10. Ask yourself, “Can I grow in my current structure?” Evaluate potential growth opportunities. The first consideration for any adviser looking to grow his business should be, “Is that going to make me better or worse when I grow this business?” Steele says.

When an adviser tells Chalk he wants to grow, Chalk says he asks three questions: “What’s the reason you want to grow?” “What’s the strategy you’re going to use to grow?” “How are you going to measure if it’s successful or not?”

Growing for growth’s sake might lead you astray of what you want to be doing, Chalk says. Many advisers get larger and go from being an adviser to a manager of people, which might not be what they had in mind. To grow, you have to be focused on what you do best and what clients value most. If you structure your practice in a way that you spend even 10 more days a year doing that, you will grow, Shoff agrees.

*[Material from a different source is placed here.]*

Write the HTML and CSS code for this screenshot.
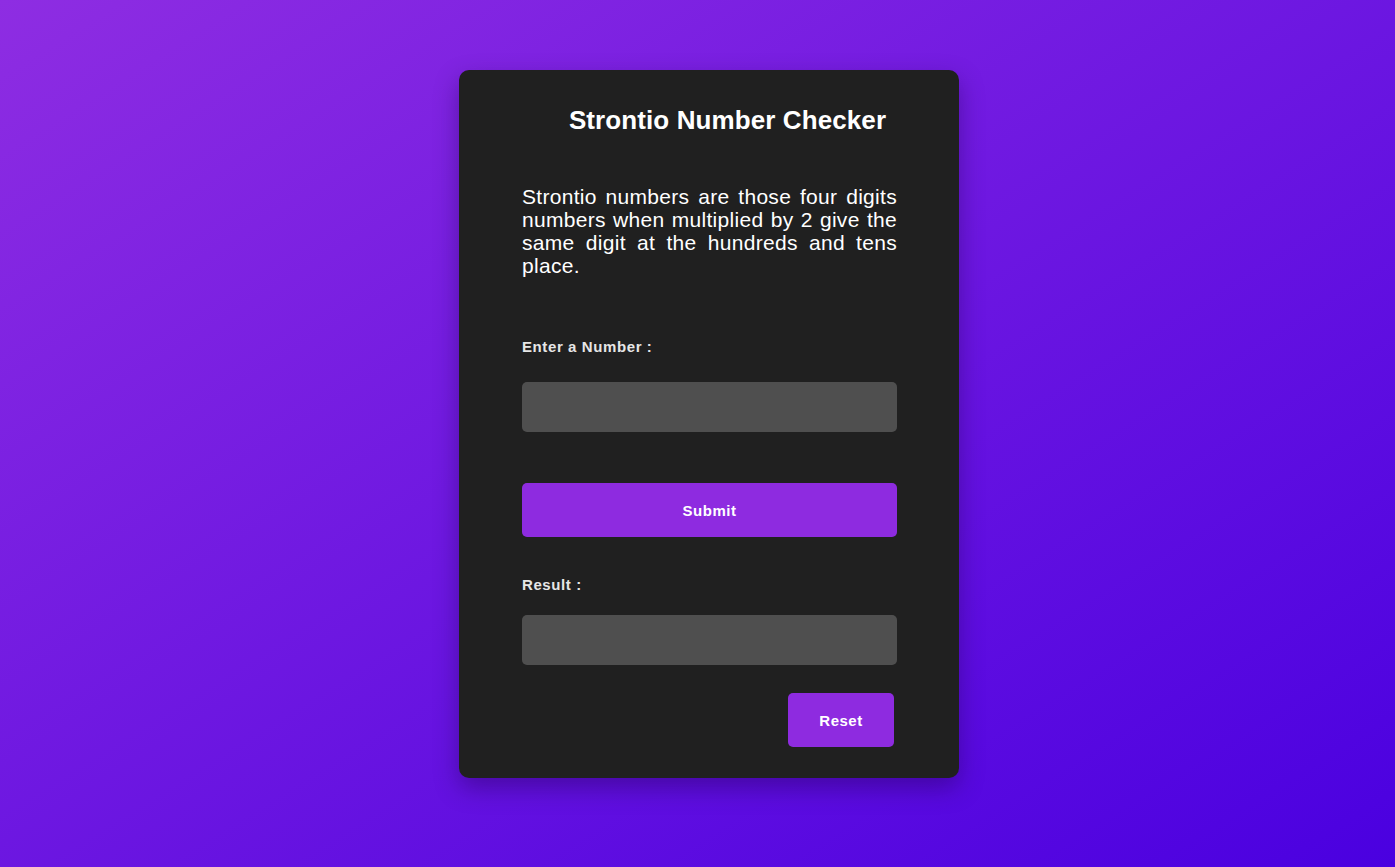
FILE: index.html
```html
<!DOCTYPE html>
<html>
<head>
<meta charset="utf-8">
<link rel="stylesheet" href="styles.css">
</head>
<body>
<main class="card">
  <h2 class="title">Strontio Number Checker</h2>
  <p class="desc">Strontio numbers are those four digits numbers when multiplied by 2 give the same digit at the hundreds and tens place.</p>
  <label class="label label-number" for="num">Enter a Number :</label>
  <input class="field field-number" id="num" type="text">
  <button class="btn btn-submit">Submit</button>
  <label class="label label-result" for="res">Result :</label>
  <input class="field field-result" id="res" type="text" readonly>
  <div class="actions">
    <button class="btn btn-reset">Reset</button>
  </div>
</main>
</body>
</html>
```

FILE: styles.css
```css
* { box-sizing: border-box; }
html, body { height: 100%; }
body {
  margin: 0;
  padding-left: 23px;
  font-family: "Liberation Sans", Arial, sans-serif;
  background: linear-gradient(to bottom right, #8e2de2, #4a00e0);
  display: flex;
  justify-content: center;
  align-items: flex-start;
}
.card {
  margin-top: 70px;
  width: 500px;
  height: 708px;
  background: #202020;
  border-radius: 10px;
  box-shadow: 0 10px 25px rgba(40, 0, 90, 0.45);
  padding: 0 62px 0 63px;
  display: flex;
  flex-direction: column;
}
.title {
  margin: 35px 0 0 36px;
  font-size: 26px;
  line-height: 30px;
  font-weight: bold;
  color: #fff;
  text-align: center;
  letter-spacing: 0.1px;
}
.desc {
  margin: 50px 0 0 0;
  font-size: 21px;
  line-height: 23px;
  color: #fff;
  text-align: justify;
  letter-spacing: 0.3px;
}
.label {
  display: block;
  font-size: 15px;
  line-height: 17px;
  font-weight: bold;
  color: #e6e6e6;
  letter-spacing: 0.6px;
}
.label-number { margin-top: 61px; }
.label-result { margin-top: 39px; }
.field {
  display: block;
  width: 375px;
  height: 50px;
  border: none;
  border-radius: 5px;
  background: #4f4f4f;
  outline: none;
  color: #fff;
  font-size: 16px;
  padding: 0 12px;
}
.field-number { margin-top: 27px; }
.field-result { margin-top: 22px; }
.btn {
  border: none;
  border-radius: 5px;
  background: #8e2be0;
  color: #fff;
  font-family: "Liberation Sans", Arial, sans-serif;
  font-size: 15px;
  font-weight: bold;
  letter-spacing: 0.5px;
  height: 54px;
  cursor: pointer;
}
.btn-submit {
  width: 375px;
  margin-top: 51px;
}
.actions {
  display: flex;
  justify-content: flex-end;
  margin-top: 28px;
  padding-right: 3px;
}
.btn-reset { width: 106px; }
```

Strategies for growth are vast, but limited: Advisers can grow by working twice as many hours or adding products, market or geography. “There are a lot of different strategies and methodologies you can use to grow but, in most cases, they’re going to cost you additional human capital or technology,” Chalk explains.

Steele suggests advisers return to their self-assessment and confront advisers have to ask whether their current situation­ is designed for growth, within the current nucleus of employees and resources. If not, whether it is worth considering going out and partnering with somebody or involving a third party on things that an adviser is not equipped to do or not willing to spend money on building.